Arrived in Dömös I am compensated for the missed chance of spectacular views. The camping site is located directly at the Danube bend. Not only the river looks incredibly imposing from here, but also the mountains rising on the opposite side. Absolute idyllic.

Apart from that, there is a hammock within wifi range – a dream for every digital nomad.

Nevertheless, I move on after two nights. because I want to reach Budapest soon. My bike app leads me past Visegrad through the mountains and the Duna-Ipoly Nemzeti Park.

This is also where I meet wild boars for the first time, which are picking over the hikers’ rubbish – and a horse cart. I also discover a mountain spring in the forest, where a local man fills up his water.

Shortly after the spring, the wide forest path becomes a hiking trail. My love for trail running and my aversion to going back to the road keep me in the forest.

With e-bike and luggage we go over hill and dale, over obstacles like fallen tree trunks, up numerous ascents and several times through a river bed. Only one spot where the trail had crashed challenges me especially. Just as I am thinking about whether I can push the bike alone for a longer stretch through the river, or rather run to the next village to look for help, I hear a voice.

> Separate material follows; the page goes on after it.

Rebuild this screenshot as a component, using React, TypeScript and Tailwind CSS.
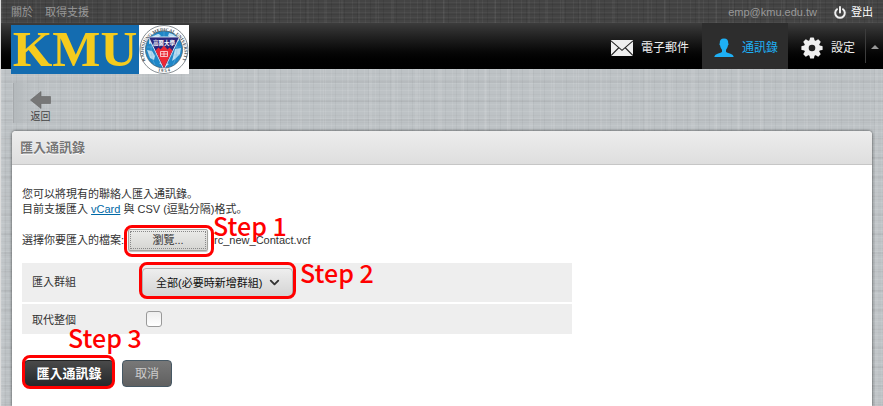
import { useRef, useState } from "react";
import { ChevronDown } from "lucide-react";

// woven background, periods are primes so the threads don't line up
const darkLinen =
  "bg-[repeating-linear-gradient(90deg,#ffffff0a_0_1px,transparent_1px_5px,#00000014_5px_6px,transparent_6px_13px),repeating-linear-gradient(90deg,#ffffff08_0_2px,transparent_2px_17px),repeating-linear-gradient(0deg,#ffffff0a_0_1px,transparent_1px_3px,#00000014_3px_4px,transparent_4px_5px)]";
const lightLinen =
  "bg-[repeating-linear-gradient(90deg,#ffffff12_0_1px,transparent_1px_4px,#00000008_4px_5px,transparent_5px_11px),repeating-linear-gradient(90deg,#ffffff12_0_3px,transparent_3px_23px),repeating-linear-gradient(0deg,#ffffff14_0_1px,transparent_1px_3px,#00000006_3px_4px,transparent_4px_7px),repeating-linear-gradient(0deg,#0000000a_0_2px,transparent_2px_19px)]";

function Seal() {
  return (
    <svg viewBox="0 0 50 49" className="h-[49px] w-[50px] bg-white" aria-label="Kaohsiung Medical University">
      <defs>
        <path id="ring-top" d="M6.6 35.5 A20.4 20.4 0 1 1 43.4 35.5" />
        <path id="ring-bottom" d="M10 41.5 A23 23 0 0 0 40 41.5" />
      </defs>
      <circle cx="25" cy="24.5" r="24" fill="#fff" stroke="#555e66" strokeWidth="0.7" />
      <circle cx="25" cy="24.5" r="18.6" fill="#1f86c7" stroke="#4b5a66" strokeWidth="0.7" />
      <path
        d="M10 16c3-5 7-7 10-7l2 2-5 2-3 5-4 1zM30 8c5 1 8 4 10 8l-4 1-3-4-4-2zM8 25l5 1 3 5-1 4-4-2zM36 24l6-1-1 6-5 5-3 2zM20 38l4-1 6 2-4 3z"
        fill="#b9dcf0"
      />
      <path d="M8 22h34M9 30h32M25 6v37M15 9c-4 9-4 21 1 31M35 9c4 9 4 21-1 31" stroke="#7dbbe0" strokeWidth="0.4" fill="none" />
      <path d="M9.500 12h31L25 44.500z" fill="#29277c" stroke="#fff" strokeWidth="0.8" />
      <path d="M16.500 25.500l3-3 2 2 3.500-4 3.500 4 2-2 3 3L25 43z" fill="#ec2936" />
      <path d="M21.500 26.500h7v5h-7zM21.500 29h7M25 26.500v5" stroke="#fff" strokeWidth="0.7" fill="none" />
      <text x="25" y="19.6" textAnchor="middle" fontSize="5.5" fontWeight="700" fill="#fff" fontFamily="Noto Sans CJK TC, sans-serif">
        高醫大學
      </text>
      <text fontSize="4.6" fontWeight="700" fill="#444d55" fontFamily="Liberation Serif, serif">
        <textPath href="#ring-top" startOffset="50%" textAnchor="middle">KAOHSIUNG MEDICAL UNIVERSITY</textPath>
      </text>
      <text fontSize="4.6" fontWeight="700" fill="#444d55" fontFamily="Liberation Serif, serif">
        <textPath href="#ring-bottom" startOffset="50%" textAnchor="middle">1 9 5 4</textPath>
      </text>
    </svg>
  );
}

function Logo() {
  return (
    <a href="#home" className="absolute top-0.5 left-2.5 z-10 flex h-[49px]">
      <span className="flex w-32 items-center justify-center bg-[#146cb0] font-['Liberation_Serif',serif] text-[51px] leading-[49px] font-bold text-[#f5cb1e]">
        KMU
      </span>
      <Seal />
    </a>
  );
}

function MailIcon() {
  return (
    <svg viewBox="0 0 22 16" className="h-4 w-[22px]">
      <path d="M0 0h22v16H0z" fill="#eee" />
      <path d="M0 .8l11 9.500 11-9.500M0 15.500l8-8M22 15.500l-8-8" fill="none" stroke="#222" strokeWidth="1.100" />
    </svg>
  );
}

function PersonIcon() {
  return (
    <svg viewBox="0 0 20 20" className="size-5">
      <path
        d="M10 .5c3.200 0 4.400 1.700 4.200 4.700.6.3.5 1.700-.3 2.300-.3 2-1.200 3.500-1.900 4.200v2.100c.6 1.200 3.300 1.400 5.500 2.400 1.400.6 2 1.500 2.200 2.800H.3c.2-1.300.8-2.200 2.200-2.800 2.200-1 4.900-1.200 5.500-2.400v-2.100c-.7-.7-1.600-2.200-1.900-4.200-.8-.6-.9-2-.3-2.300C5.600 2.200 6.800.5 10 .5z"
        fill="#1eb0f5"
      />
    </svg>
  );
}

function GearIcon() {
  return (
    <svg viewBox="0 0 22 22" className="size-[22px]">
      <g fill="#f0f0f0">
        <circle cx="11" cy="11" r="8" />
        {[0, 45, 90, 135, 180, 225, 270, 315].map((angle) => (
          <path key={angle} d="M8.200 4.500l.8-3.600q.1-.5.600-.5h2.800q.5 0 .6.500l.8 3.600z" transform={`rotate(${angle} 11 11)`} />
        ))}
      </g>
      <circle cx="11" cy="11" r="3.300" fill="#222" />
    </svg>
  );
}

function TopBar() {
  return (
    <div className={`flex h-[23px] items-center justify-between bg-[#444] pt-0.5 pr-2.5 pl-2.5 text-[#999] ${darkLinen}`}>
      <div className="flex gap-3">
        <a href="#about">關於</a>
        <a href="#support">取得支援</a>
      </div>
      <div className="flex items-center gap-4">
        <span>emp@kmu.edu.tw</span>
        <button className="flex items-center gap-1 text-white">
          <svg viewBox="0 0 14 14" className="size-3.5">
            <path d="M4 3.200a4.800 4.800 0 1 0 6 0M7 1v5.500" fill="none" stroke="#eee" strokeWidth="2" strokeLinecap="round" />
          </svg>
          登出
        </button>
      </div>
    </div>
  );
}

function Header() {
  return (
    <header className="relative flex h-[46px] justify-end bg-linear-to-b from-[#3c3c3c] to-black text-xs text-[#eee]">
      <Logo />
      <nav className="flex">
        <a href="#mail" className="flex items-center gap-2 px-[13px] pt-1">
          <MailIcon />
          電子郵件
        </a>
        <a href="#contacts" className="flex items-center gap-2 bg-[#2d2d2d] pt-1 pr-2.5 pl-3 text-[#1eb0f5]">
          <PersonIcon />
          通訊錄
        </a>
        <a href="#settings" className="flex items-center gap-2 pt-1 pr-2.5 pl-[13px]">
          <GearIcon />
          <span>設定</span>
        </a>
      </nav>
      <button aria-label="收合" className="my-1.5 flex w-[18px] items-center justify-center border-l border-[#3c3c3c]">
        <svg viewBox="0 0 8 4" className="mt-0.5 h-1 w-2">
          <path d="M4 0l4 4H0z" fill="#999" />
        </svg>
      </button>
    </header>
  );
}

function Toolbar() {
  return (
    <div className="flex h-[62px] items-start pt-3.5 pl-3">
      <button className="flex h-10 flex-col items-center border-l border-[#a5a9ac] bg-linear-to-r from-[#b4b9bc] to-transparent to-50% pt-2 pl-4 text-[10px] leading-4 text-[#444]">
        <svg viewBox="0 0 21 18" className="h-[18px] w-[21px] shrink-0">
          <path d="M.5 9L11 .5v5h9.500v7H11v5z" fill="#777" stroke="#666" strokeWidth="0.6" />
        </svg>
        返回
      </button>
    </div>
  );
}

function ImportForm() {
  const fileRef = useRef<HTMLInputElement>(null);
  const [fileName, setFileName] = useState("rc_new_Contact.vcf");

  return (
    <form className="px-2.5 pt-[22px] pb-4" onSubmit={(e) => e.preventDefault()}>
      <p>
        您可以將現有的聯絡人匯入通訊錄。
        <br />
        目前支援匯入{" "}
        <a href="#vcard" className="text-[#0069a6] underline">
          vCard
        </a>{" "}
        與 CSV (逗點分隔)格式。
      </p>

      {/* File picker */}
      <div className="mt-3 flex h-[22px] items-center">
        <label htmlFor="file">選擇你要匯入的檔案:</label>
        <input
          id="file"
          ref={fileRef}
          type="file"
          accept=".vcf,.csv"
          className="hidden"
          onChange={(e) => setFileName(e.target.files?.[0]?.name ?? "")}
        />
        <div className="relative ml-1 flex">
          <button
            type="button"
            onClick={() => fileRef.current?.click()}
            className="h-[22px] w-20 rounded-xs border border-[#a5a5a0] bg-linear-to-b from-[#ebebe9] to-[#d5d5d2] p-px shadow-[0_1px_1px_#00000040]"
          >
            <span className="block h-[18px] border border-dotted border-[#888] leading-4">瀏覽...</span>
          </button>
          <div className="pointer-events-none absolute -top-1 -right-1.5 -bottom-1.5 -left-1 rounded-lg border-3 border-[#f00]" />
          <Note className="-top-5 left-[85px]">Step 1</Note>
        </div>
        <span className="ml-1.5">{fileName}</span>
      </div>

      {/* Options */}
      <div className="mt-3 flex max-w-[550px] flex-col gap-0.5">
        <div className="flex h-[39px] items-center bg-[#eee] pl-2.5">
          <label htmlFor="group" className="w-[110px]">
            匯入群組
          </label>
          <div className="relative flex items-center">
            <select
              id="group"
              className="h-[29px] w-[151px] appearance-none rounded-sm border border-[#b2b2b2] bg-linear-to-b from-[#eee] to-[#d4d4d4] pt-0.5 pl-[13px] text-[#111] shadow-[0_1px_1px_#00000033]"
            >
              <option>全部(必要時新增群組)</option>
              <option>無</option>
            </select>
            <ChevronDown size={15} strokeWidth={3} className="pointer-events-none absolute right-[11px] text-[#333]" />
            <div className="pointer-events-none absolute -inset-x-[3px] -top-1.5 -bottom-0.5 rounded-lg border-3 border-[#f00]" />
            <Note className="-top-3 left-[158px]">Step 2</Note>
          </div>
        </div>
        <div className="relative flex h-[30px] items-center bg-[#eee] pl-2.5">
          <label htmlFor="replace" className="w-[114px] pt-0.5">
            取代整個
          </label>
          <input
            id="replace"
            type="checkbox"
            className="size-4 appearance-none rounded-[3px] border border-[#999] bg-linear-to-b from-[#eee] to-white checked:bg-[#333]"
          />
          <Note className="top-[17px] left-[46px]">Step 3</Note>
        </div>
      </div>

      {/* Actions */}
      <div className="mt-[26px] flex gap-2">
        <div className="relative ml-0.5 flex">
          <button
            type="submit"
            className="h-[27px] w-[90px] rounded-sm border border-[#222] bg-linear-to-b from-[#4a4a4a] to-[#25282b] text-[13px] font-bold text-white"
          >
            匯入通訊錄
          </button>
          <div className="pointer-events-none absolute -top-[5px] -right-px -bottom-0.5 -left-0.5 rounded-lg border-3 border-[#f00]" />
        </div>
        <button
          type="button"
          className="h-[27px] w-[50px] rounded-sm border border-[#465864] bg-linear-to-b from-[#787878] to-[#606060] text-xs text-[#ccc]"
        >
          取消
        </button>
      </div>
    </form>
  );
}

function Note({ className, children }: { className: string; children: React.ReactNode }) {
  return (
    <span
      className={`pointer-events-none absolute z-10 font-['Noto_Sans_CJK_JP',sans-serif] text-[25px] leading-8 font-medium whitespace-nowrap text-[#f00] ${className}`}
    >
      {children}
    </span>
  );
}

export default function App() {
  return (
    <div className="flex min-h-screen flex-col border-l border-[#ddd] font-['Liberation_Sans','Noto_Sans_CJK_JP',sans-serif] text-[11px] leading-[15px] text-[#333]">
      <TopBar />
      <Header />
      <main className={`flex flex-1 flex-col bg-[#bdc2c5] ${lightLinen}`}>
        <Toolbar />
        <section className="mx-[11px] flex-1 rounded-t bg-white shadow-[0_0_3px_#000000b3]">
          <h1 className="flex h-[34px] items-center rounded-t border-b border-[#c6c6c6] bg-linear-to-b from-[#ededed] to-[#dedede] pl-2 text-[13px] font-bold text-[#777] text-shadow-[0_1px_1px_#fff]">
            匯入通訊錄
          </h1>
          <ImportForm />
        </section>
      </main>
    </div>
  );
}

Ildiko from Budapest, who is hiking in the region during her holidays, is not surprised to find me and my bike in this remote area. Last year she had stood in the same place with her mountain bike. Together we manage to push the bike back onto a proper forest path.

From there, it goes to the next village and then only downhill – to the next supermarket. Because my water bottles are all empty after the forest stage.

Since the bicycle path from Szentendre to Budapest along the Danube is still under construction, I make my own way again. I pass lakes and wakeboard facilities and discover the Tech Campus behind the International Business School. Out of curiosity, I ride right across the site – and discover the next cycle path along the Danube. A few minutes later I reach the Danube bridge to Budapest’s old town.